Katharine Jefferts Schori

The 26th Presiding Bishop of The Episcopal Church

Greeting for the 25th Anniversary of the ELCA General Assembly

August 19, 2013
Katharine Jefferts Schori

I bring you greetings from the Domestic and Foreign Missionary Society, which has been the formal name of The Episcopal Church for nearly 200 years.  Early in our history in the fledgling United States, we began to send missionaries to other parts of the world and to other sovereign indigenous nations in these lands.  As a result of those missionary efforts, we are today present in 16 other countries beyond the United States.  In spite of the decidedly mixed and colonial motives that were often involved, we continue in intentional partnership for God’s mission with former parts of this Church which are now autonomous provinces of the Anglican Communion, working together for the healing of God’s world.  Like the ELCA, we are part of a global fellowship of churches in full communion and mission partnership with one another. 

The Episcopal Church and the Evangelical Lutheran Church in America together celebrate more than a decade of similar full communion and mission partnership, which is increasingly bearing holy and missional fruit.  We are sharing staff at the churchwide level as well as pastoral leadership in congregations, and we are seeking the healing of this world together through joint advocacy and mission initiatives.

I want to offer particular congratulations on your 25th anniversary.  The Body of Christ has seen too many divisions through its history, and too few moves toward reunion.  All Christians can give thanks for the initiative that brought formerly separate Lutheran bodies together in this country 25 years ago.

We live in an age that Phyllis Tickle has called an ecclesiastical garage sale – the next in the 500-year cycle of churchwide reforms.  Martin Luther started the last one.  The major shifts of focus of these periodic seismic events are profoundly unsettling to many people, but they seem to be necessary to God’s mission.  They answer the challenge of new technologies and modes of communication as well as changing social and political dynamics.  In Luther’s time it was the printing press and an increasingly corrupt and ossified church.  In our own age, it’s about the speed and spread of communication with all parts of the world and the need for more organic connection in the body of Christ and the body of God.  We can no longer live in isolation, even if we wanted to.  And if we’re willing to look around, we can see the presence of the Spirit of God at work in the world in novel and creative ways.  We are certainly more aware of the wars, violence, hunger, and suffering across the globe.  Our part in God’s mission is to meet that need with good news of all sorts – spiritual, physical, emotional, and the solidarity that involves standing with those in distress.  Will we stand together at the foot of the cross of the world’s suffering? 

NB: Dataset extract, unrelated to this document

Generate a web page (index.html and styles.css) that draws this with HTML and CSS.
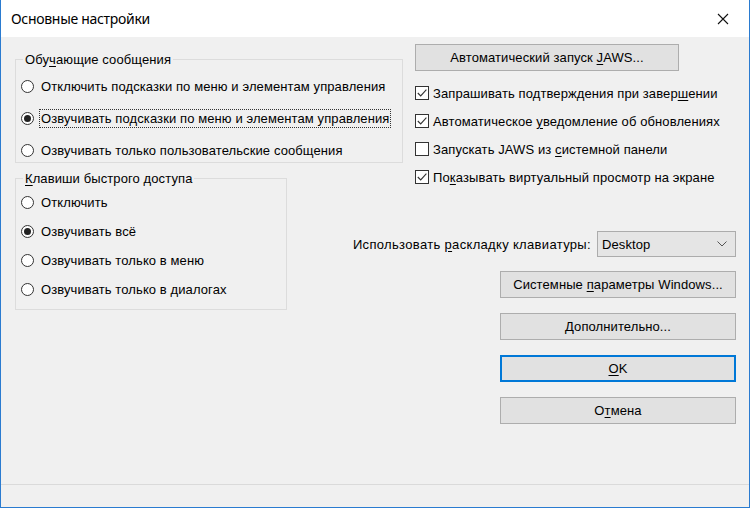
FILE: index.html
```html
<!DOCTYPE html>
<html lang="ru">
<head>
<meta charset="utf-8">
<title>Основные настройки</title>
<link rel="stylesheet" href="styles.css">
</head>
<body>
<div class="window">
  <div class="titlebar">
    <span class="title">Основные настройки</span>
    <span class="close">
      <svg width="12" height="12" viewBox="0 0 12 12"><path d="M1 1 L11 11 M11 1 L1 11" stroke="#111" stroke-width="1.1" fill="none"/></svg>
    </span>
  </div>
  <div class="content">
    <div class="left">
      <fieldset class="group g1">
        <legend>Обу<u>ч</u>ающие сообщения</legend>
        <div class="radio"><span class="dot"></span><span class="lbl">Отключить подсказки по меню и элементам управления</span></div>
        <div class="radio"><span class="dot on"></span><span class="lbl focus">Озвучивать подсказки по меню и элементам управления</span></div>
        <div class="radio"><span class="dot"></span><span class="lbl">Озвучивать только пользовательские сообщения</span></div>
      </fieldset>
      <fieldset class="group g2">
        <legend><u>К</u>лавиши быстрого доступа</legend>
        <div class="radio"><span class="dot"></span><span class="lbl">Отключить</span></div>
        <div class="radio"><span class="dot on"></span><span class="lbl">Озвучивать всё</span></div>
        <div class="radio"><span class="dot"></span><span class="lbl">Озвучивать только в меню</span></div>
        <div class="radio"><span class="dot"></span><span class="lbl">Озвучивать только в диалогах</span></div>
      </fieldset>
    </div>
    <div class="right">
      <div class="btn btn-auto"><span>Автоматический запуск <u>J</u>AWS...</span></div>
      <div class="checks">
        <div class="check"><span class="box"><svg width="12" height="12" viewBox="0 0 12 12"><path d="M1.8 6 L4.7 8.9 L10.4 2.6" stroke="#333" stroke-width="1.1" fill="none"/></svg></span><span class="lbl">Запрашивать подтверждения при завер<u>ш</u>ении</span></div>
        <div class="check"><span class="box"><svg width="12" height="12" viewBox="0 0 12 12"><path d="M1.8 6 L4.7 8.9 L10.4 2.6" stroke="#333" stroke-width="1.1" fill="none"/></svg></span><span class="lbl">Автоматическое <u>у</u>ведомление об обновлениях</span></div>
        <div class="check"><span class="box"></span><span class="lbl">Запускать JAWS из <u>с</u>истемной панели</span></div>
        <div class="check"><span class="box"><svg width="12" height="12" viewBox="0 0 12 12"><path d="M1.8 6 L4.7 8.9 L10.4 2.6" stroke="#333" stroke-width="1.1" fill="none"/></svg></span><span class="lbl">По<u>к</u>азывать виртуальный просмотр на экране</span></div>
      </div>
      <div class="select-row">
        <span class="select-label">Использовать <u>р</u>аскладку клавиатуры:</span>
        <div class="select">
          <span>Desktop</span>
          <svg width="10" height="6" viewBox="0 0 10 6"><path d="M0.5 0.5 L5 5 L9.5 0.5" stroke="#555" stroke-width="1" fill="none"/></svg>
        </div>
      </div>
      <div class="actions">
        <div class="btn btn-wide"><span>Системные <u>п</u>араметры Windows...</span></div>
        <div class="btn btn-wide"><span><u>Д</u>ополнительно...</span></div>
        <div class="btn btn-wide btn-default"><span><u>O</u>K</span></div>
        <div class="btn btn-wide"><span>О<u>т</u>мена</span></div>
      </div>
    </div>
  </div>
  <div class="statusbar"></div>
</div>
</body>
</html>
```

FILE: styles.css
```css
* { box-sizing: border-box; }
html, body { margin: 0; padding: 0; }
body {
  width: 750px;
  height: 508px;
  overflow: hidden;
  font-family: "Liberation Sans", Arial, sans-serif;
  font-size: 13px;
  letter-spacing: 0.1px;
  color: #000;
  background: #f0f0f0;
}
u { text-decoration: underline; text-underline-offset: 2px; }

.window {
  width: 750px;
  height: 508px;
  display: flex;
  flex-direction: column;
  border-left: 1px solid #2a7bd0;
  border-right: 1px solid #2a7bd0;
  border-bottom: 1px solid #2a7bd0;
  background: #f0f0f0;
}

.titlebar {
  height: 37px;
  flex: none;
  background: #fff;
  display: flex;
  align-items: center;
  justify-content: space-between;
  padding: 0 20px 0 10px;
}
.title {
  font-family: "Noto Sans", "Open Sans", sans-serif;
  font-size: 14px;
  letter-spacing: -0.3px;
  color: #000;
  padding-bottom: 1px;
}
.close { display: flex; align-items: center; }

.content {
  flex: 1;
  display: flex;
  gap: 12px;
  padding: 0 13px 0 14px;
}

.left {
  width: 388px;
  flex: none;
  padding-top: 15px;
}

.group {
  margin: 0;
  border: 1px solid #dcdcdc;
  padding: 0 0 0 5px;
  min-width: 0;
}
.group legend {
  margin-left: 2px;
  padding: 0 2px;
  line-height: 15px;
}
.g1 { width: 388px; padding-top: 7px; }
.g2 { width: 272px; margin-top: 8px; padding-top: 2px; padding-bottom: 5px; }

.radio {
  display: flex;
  align-items: center;
}
.g1 .radio { height: 24px; }
.g1 .radio + .radio { margin-top: 8px; }
.g2 .radio { height: 29px; }

.dot {
  width: 13px;
  height: 13px;
  border: 1px solid #333;
  border-radius: 50%;
  background: #fff;
  flex: none;
  display: flex;
  align-items: center;
  justify-content: center;
}
.dot.on::after {
  content: "";
  width: 7px;
  height: 7px;
  border-radius: 50%;
  background: #222;
}
.radio .lbl, .check .lbl {
  margin-left: 5px;
  padding: 1px 1px;
  border: 1px dotted transparent;
  white-space: nowrap;
}
.check .lbl { margin-left: 2px; }
.radio .lbl.focus { border-color: #333; }

.right {
  width: 321px;
  flex: none;
  padding-top: 7px;
  display: flex;
  flex-direction: column;
}

.btn {
  height: 27px;
  background: #e1e1e1;
  border: 1px solid #adadad;
  display: flex;
  align-items: center;
  justify-content: center;
  white-space: nowrap;
}
.btn-auto { width: 264px; }

.checks { margin-top: 8px; }
.check {
  height: 28px;
  display: flex;
  align-items: center;
}
.box {
  width: 14px;
  height: 14px;
  border: 1px solid #333;
  background: #fff;
  flex: none;
  display: flex;
  align-items: center;
  justify-content: center;
}

.select-row {
  margin-top: 40px;
  display: flex;
  justify-content: flex-end;
  align-items: center;
  gap: 6px;
}
.select-label { flex: none; white-space: nowrap; padding-top: 1px; letter-spacing: 0.33px; }
.select {
  flex: none;
  width: 139px;
  height: 26px;
  background: #e5e5e5;
  border: 1px solid #acacac;
  display: flex;
  align-items: center;
  justify-content: space-between;
  padding: 0 8px 0 4px;
}

.actions {
  margin-top: 14px;
  display: flex;
  flex-direction: column;
  align-items: flex-end;
  gap: 15px;
}
.btn-wide { width: 236px; }
.btn-default {
  border-color: #0078d7;
  box-shadow: inset 0 0 0 1px #0078d7;
}

.statusbar {
  height: 23px;
  flex: none;
  border-top: 1px solid #dadada;
  background: #f0f0f0;
}
```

Looking at the world from that perspective can help us build alliances of solidarity with all who share the desire to relieve suffering and build systems of peace and justice.  By way of example, this body has just received a major report on restorative justice and prison reform.  This is also a concern of the re-forming National Council of Churches, focused around mass incarceration rates and the excessive impact on young men of color.  The Episcopal Church is also focused on these issues, particularly around racial justice and reconciliation.  The US Department of Justice is responding with new initiatives as well.  There are abundantopportunities to work in partnership with all who share a vision for a society of greater justice. 

The challenges that both our Churches have experienced around issues of inclusion of all human beings in recent years have reminded us that God is always at work – on us, within us, and among us.  Some have judged our smaller numbers as faithlessness but it may actually be the Spirit’s way of pruning for greater fruitfulness.  If we see ourselves standing at the foot of the cross, any such judgment will be far less important than our response.  Jesus has given us to one another – all of us – and we will not live faithfully if we forget who it is we see or seek in those others.  The body of Christ has need of all its diverse parts, working together, for the building up of God’s beloved community and creation.

God gives us amazing and awe-inspiring partners on this journey of solidarity.  I want to give thanks for the faithful ministry of Mark Hanson as Presiding Bishop of the ELCA over the last 12 years.  It has been an honor and privilege to share ministry with him during the last seven of those years.  I have learned much from his prophetic and deeply gifted evangelical ministry, and I pray that the next chapter of his ministry may be a rich blessing to him, his family, and many others.

I give thanks as well for the election of Elizabeth Eaton as the next Presiding Bishop of the ELCA, and look forward to walking with her as we grow in our Call to Common Mission.  We can give thanks for the excellent foundations already present for our common work, and expect further growth as we seek to serve God’s mission as ministers of justice and healers of the breach.  We should anticipate a journey of mutual discovery of the gifts God so richly bestows on our two Churches, particularly in new contexts and populations. 

May God bless the journey of solidarity toward that vision of shalom.  As we pray so regularly, “may your kingdom come, O Lord, may it come on earth as it is in heaven, and speedily!”